Rising Baltimore singer addresses the politics of oppression through genre-bending songs

Last fall, Baltimore musician Joy Postell released a video for single “Consciousness,” in which she played the role of African-American icons like Angela Davis, Billie Holiday, Nina Simone and Celie Johnson from "The Color Purple." In a Lauryn Hill-evoking hybrid of R&B and rap, Postell sings, “I can smell it in the air like them dark bodies swinging from the poplar tree/ And I can feel it in my bones as I become everything they told me not to be,” then repeatedly asks, “Where's this consciousness you speak of?”
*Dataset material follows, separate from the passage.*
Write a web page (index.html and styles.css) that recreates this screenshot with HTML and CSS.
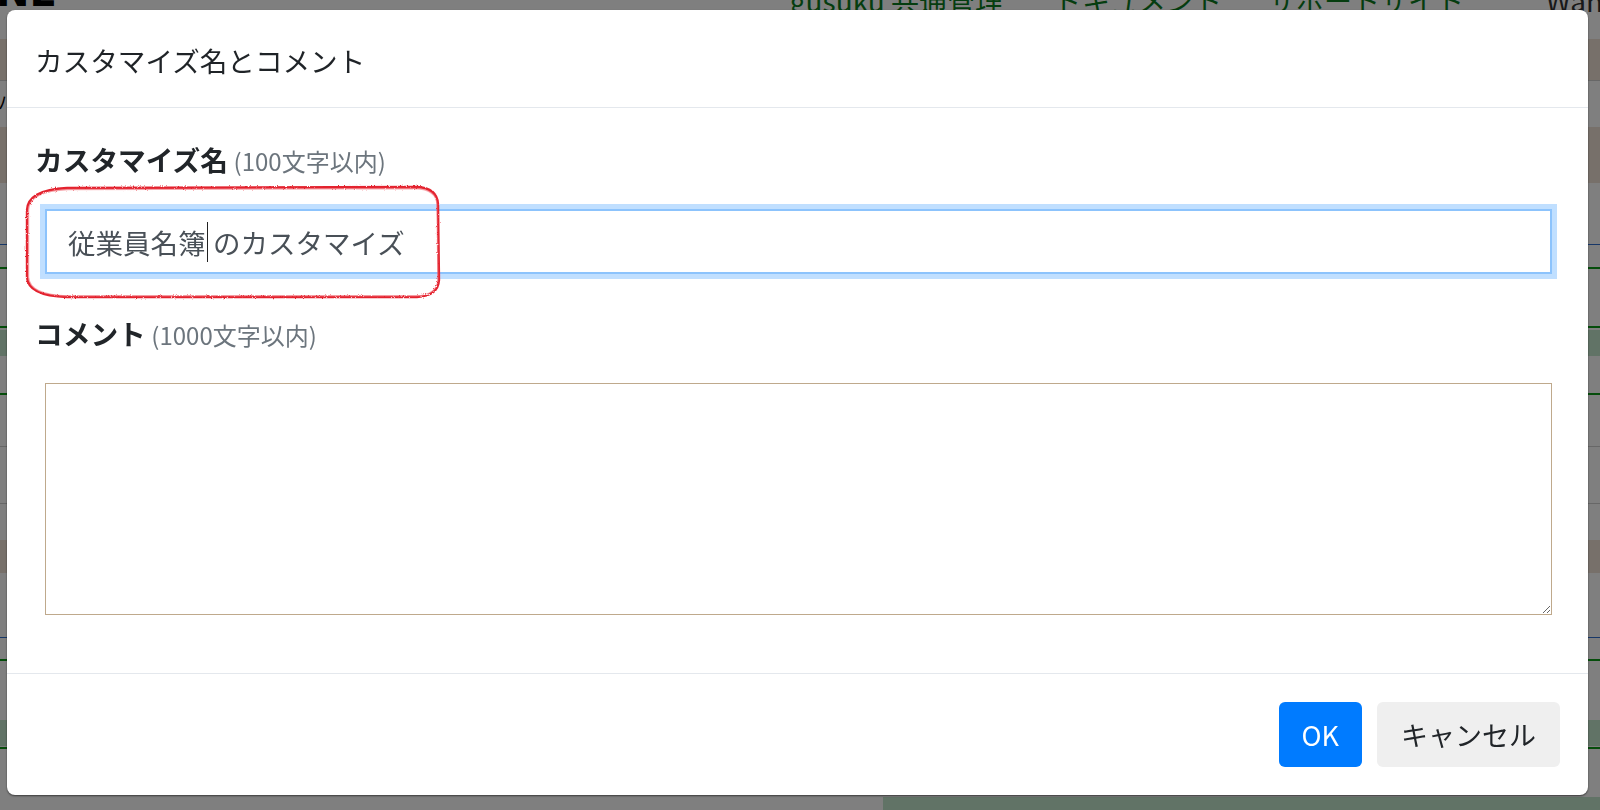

It's a powerful, political song from an up-and-coming artist who spent time in Los Angeles but moved back home to Baltimore in May of 2015, a month after the death of Freddie Gray, who died at the hands of the Baltimore PD. Soon after Gray's death, Postell released a live acoustic video for the song “Hands Up, Don't Shoot.” “I wrote the song with the intent to paint the picture of oppression against black people that has been perpetuated throughout American history,” Postell wrote alongside the video. “It's time for us to unite and extend a helping hand to our fellow brothers and sisters in need.”

Postell, whose debut EP, Diaspora, is forthcoming, will perform as part of The Wicked + The Divine Vol. 4, which will also feature Cleveland's Walker OG and local rappers OG Vern and Dom Deshawn. (Safe bet)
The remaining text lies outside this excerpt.